**WHAT THE TASK REQUIRES**
Below is some material; transcribe all of it exactly.

··· RECORDED DATA ···

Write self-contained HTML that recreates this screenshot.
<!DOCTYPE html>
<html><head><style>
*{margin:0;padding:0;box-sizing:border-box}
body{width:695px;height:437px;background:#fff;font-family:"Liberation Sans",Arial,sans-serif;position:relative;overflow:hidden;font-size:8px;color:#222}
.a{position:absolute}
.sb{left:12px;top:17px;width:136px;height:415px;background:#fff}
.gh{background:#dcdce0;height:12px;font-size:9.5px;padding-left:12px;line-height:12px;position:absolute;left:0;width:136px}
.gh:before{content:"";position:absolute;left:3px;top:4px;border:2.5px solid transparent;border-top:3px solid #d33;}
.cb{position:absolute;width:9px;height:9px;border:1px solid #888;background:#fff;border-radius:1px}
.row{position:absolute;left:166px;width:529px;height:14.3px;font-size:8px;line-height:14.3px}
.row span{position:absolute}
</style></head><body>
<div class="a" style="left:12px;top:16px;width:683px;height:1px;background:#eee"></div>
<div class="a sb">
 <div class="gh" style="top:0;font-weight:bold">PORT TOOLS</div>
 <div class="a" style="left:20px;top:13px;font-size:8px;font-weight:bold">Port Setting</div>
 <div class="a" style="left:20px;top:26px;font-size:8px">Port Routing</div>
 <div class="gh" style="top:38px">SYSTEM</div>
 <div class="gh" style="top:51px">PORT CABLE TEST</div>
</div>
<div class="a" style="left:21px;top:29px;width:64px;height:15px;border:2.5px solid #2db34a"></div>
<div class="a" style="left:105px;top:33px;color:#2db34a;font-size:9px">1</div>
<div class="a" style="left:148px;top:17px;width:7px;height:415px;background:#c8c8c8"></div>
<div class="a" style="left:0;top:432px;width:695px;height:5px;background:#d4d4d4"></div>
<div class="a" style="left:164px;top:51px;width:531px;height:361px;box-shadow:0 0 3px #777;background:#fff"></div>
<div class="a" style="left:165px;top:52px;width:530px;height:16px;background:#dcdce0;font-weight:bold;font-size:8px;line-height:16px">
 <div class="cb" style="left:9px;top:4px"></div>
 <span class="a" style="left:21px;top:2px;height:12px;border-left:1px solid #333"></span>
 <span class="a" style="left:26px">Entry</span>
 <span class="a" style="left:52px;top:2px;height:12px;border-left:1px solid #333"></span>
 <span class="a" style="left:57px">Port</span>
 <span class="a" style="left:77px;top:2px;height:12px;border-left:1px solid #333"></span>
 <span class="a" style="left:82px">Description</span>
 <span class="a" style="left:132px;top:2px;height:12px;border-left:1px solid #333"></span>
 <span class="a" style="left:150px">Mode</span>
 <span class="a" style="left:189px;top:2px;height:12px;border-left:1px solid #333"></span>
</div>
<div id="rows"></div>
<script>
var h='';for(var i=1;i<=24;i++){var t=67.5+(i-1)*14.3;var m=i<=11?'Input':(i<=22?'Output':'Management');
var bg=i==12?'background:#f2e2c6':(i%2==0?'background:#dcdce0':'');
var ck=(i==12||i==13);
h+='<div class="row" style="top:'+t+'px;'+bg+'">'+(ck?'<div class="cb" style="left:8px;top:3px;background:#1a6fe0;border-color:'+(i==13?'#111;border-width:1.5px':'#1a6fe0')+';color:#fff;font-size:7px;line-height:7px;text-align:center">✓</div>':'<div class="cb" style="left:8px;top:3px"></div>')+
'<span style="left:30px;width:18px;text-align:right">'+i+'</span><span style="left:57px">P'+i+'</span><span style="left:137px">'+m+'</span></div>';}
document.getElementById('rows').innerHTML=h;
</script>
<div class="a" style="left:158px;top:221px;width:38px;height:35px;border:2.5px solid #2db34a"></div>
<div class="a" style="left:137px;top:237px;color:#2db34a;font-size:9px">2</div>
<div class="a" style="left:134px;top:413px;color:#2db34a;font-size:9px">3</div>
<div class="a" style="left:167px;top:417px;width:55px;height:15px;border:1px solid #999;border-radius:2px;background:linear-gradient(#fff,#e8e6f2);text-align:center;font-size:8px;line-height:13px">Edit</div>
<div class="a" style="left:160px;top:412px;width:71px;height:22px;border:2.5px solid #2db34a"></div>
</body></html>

···

**SOLVED EXERCISE**
Write self-contained HTML that recreates this screenshot.
<!DOCTYPE html>
<html><head><style>
*{margin:0;padding:0;box-sizing:border-box}
body{width:695px;height:437px;background:#fff;font-family:"Liberation Sans",Arial,sans-serif;position:relative;overflow:hidden;font-size:8px;color:#222}
.a{position:absolute}
.sb{left:12px;top:17px;width:136px;height:415px;background:#fff}
.gh{background:#dcdce0;height:12px;font-size:9.5px;padding-left:12px;line-height:12px;position:absolute;left:0;width:136px}
.gh:before{content:"";position:absolute;left:3px;top:4px;border:2.5px solid transparent;border-top:3px solid #d33;}
.cb{position:absolute;width:9px;height:9px;border:1px solid #888;background:#fff;border-radius:1px}
.row{position:absolute;left:166px;width:529px;height:14.3px;font-size:8px;line-height:14.3px}
.row span{position:absolute}
</style></head><body>
<div class="a" style="left:12px;top:16px;width:683px;height:1px;background:#eee"></div>
<div class="a sb">
 <div class="gh" style="top:0;font-weight:bold">PORT TOOLS</div>
 <div class="a" style="left:20px;top:13px;font-size:8px;font-weight:bold">Port Setting</div>
 <div class="a" style="left:20px;top:26px;font-size:8px">Port Routing</div>
 <div class="gh" style="top:38px">SYSTEM</div>
 <div class="gh" style="top:51px">PORT CABLE TEST</div>
</div>
<div class="a" style="left:21px;top:29px;width:64px;height:15px;border:2.5px solid #2db34a"></div>
<div class="a" style="left:105px;top:33px;color:#2db34a;font-size:9px">1</div>
<div class="a" style="left:148px;top:17px;width:7px;height:415px;background:#c8c8c8"></div>
<div class="a" style="left:0;top:432px;width:695px;height:5px;background:#d4d4d4"></div>
<div class="a" style="left:164px;top:51px;width:531px;height:361px;box-shadow:0 0 3px #777;background:#fff"></div>
<div class="a" style="left:165px;top:52px;width:530px;height:16px;background:#dcdce0;font-weight:bold;font-size:8px;line-height:16px">
 <div class="cb" style="left:9px;top:4px"></div>
 <span class="a" style="left:21px;top:2px;height:12px;border-left:1px solid #333"></span>
 <span class="a" style="left:26px">Entry</span>
 <span class="a" style="left:52px;top:2px;height:12px;border-left:1px solid #333"></span>
 <span class="a" style="left:57px">Port</span>
 <span class="a" style="left:77px;top:2px;height:12px;border-left:1px solid #333"></span>
 <span class="a" style="left:82px">Description</span>
 <span class="a" style="left:132px;top:2px;height:12px;border-left:1px solid #333"></span>
 <span class="a" style="left:150px">Mode</span>
 <span class="a" style="left:189px;top:2px;height:12px;border-left:1px solid #333"></span>
</div>
<div id="rows"></div>
<script>
var h='';for(var i=1;i<=24;i++){var t=67.5+(i-1)*14.3;var m=i<=11?'Input':(i<=22?'Output':'Management');
var bg=i==12?'background:#f2e2c6':(i%2==0?'background:#dcdce0':'');
var ck=(i==12||i==13);
h+='<div class="row" style="top:'+t+'px;'+bg+'">'+(ck?'<div class="cb" style="left:8px;top:3px;background:#1a6fe0;border-color:'+(i==13?'#111;border-width:1.5px':'#1a6fe0')+';color:#fff;font-size:7px;line-height:7px;text-align:center">✓</div>':'<div class="cb" style="left:8px;top:3px"></div>')+
'<span style="left:30px;width:18px;text-align:right">'+i+'</span><span style="left:57px">P'+i+'</span><span style="left:137px">'+m+'</span></div>';}
document.getElementById('rows').innerHTML=h;
</script>
<div class="a" style="left:158px;top:221px;width:38px;height:35px;border:2.5px solid #2db34a"></div>
<div class="a" style="left:137px;top:237px;color:#2db34a;font-size:9px">2</div>
<div class="a" style="left:134px;top:413px;color:#2db34a;font-size:9px">3</div>
<div class="a" style="left:167px;top:417px;width:55px;height:15px;border:1px solid #999;border-radius:2px;background:linear-gradient(#fff,#e8e6f2);text-align:center;font-size:8px;line-height:13px">Edit</div>
<div class="a" style="left:160px;top:412px;width:71px;height:22px;border:2.5px solid #2db34a"></div>
</body></html>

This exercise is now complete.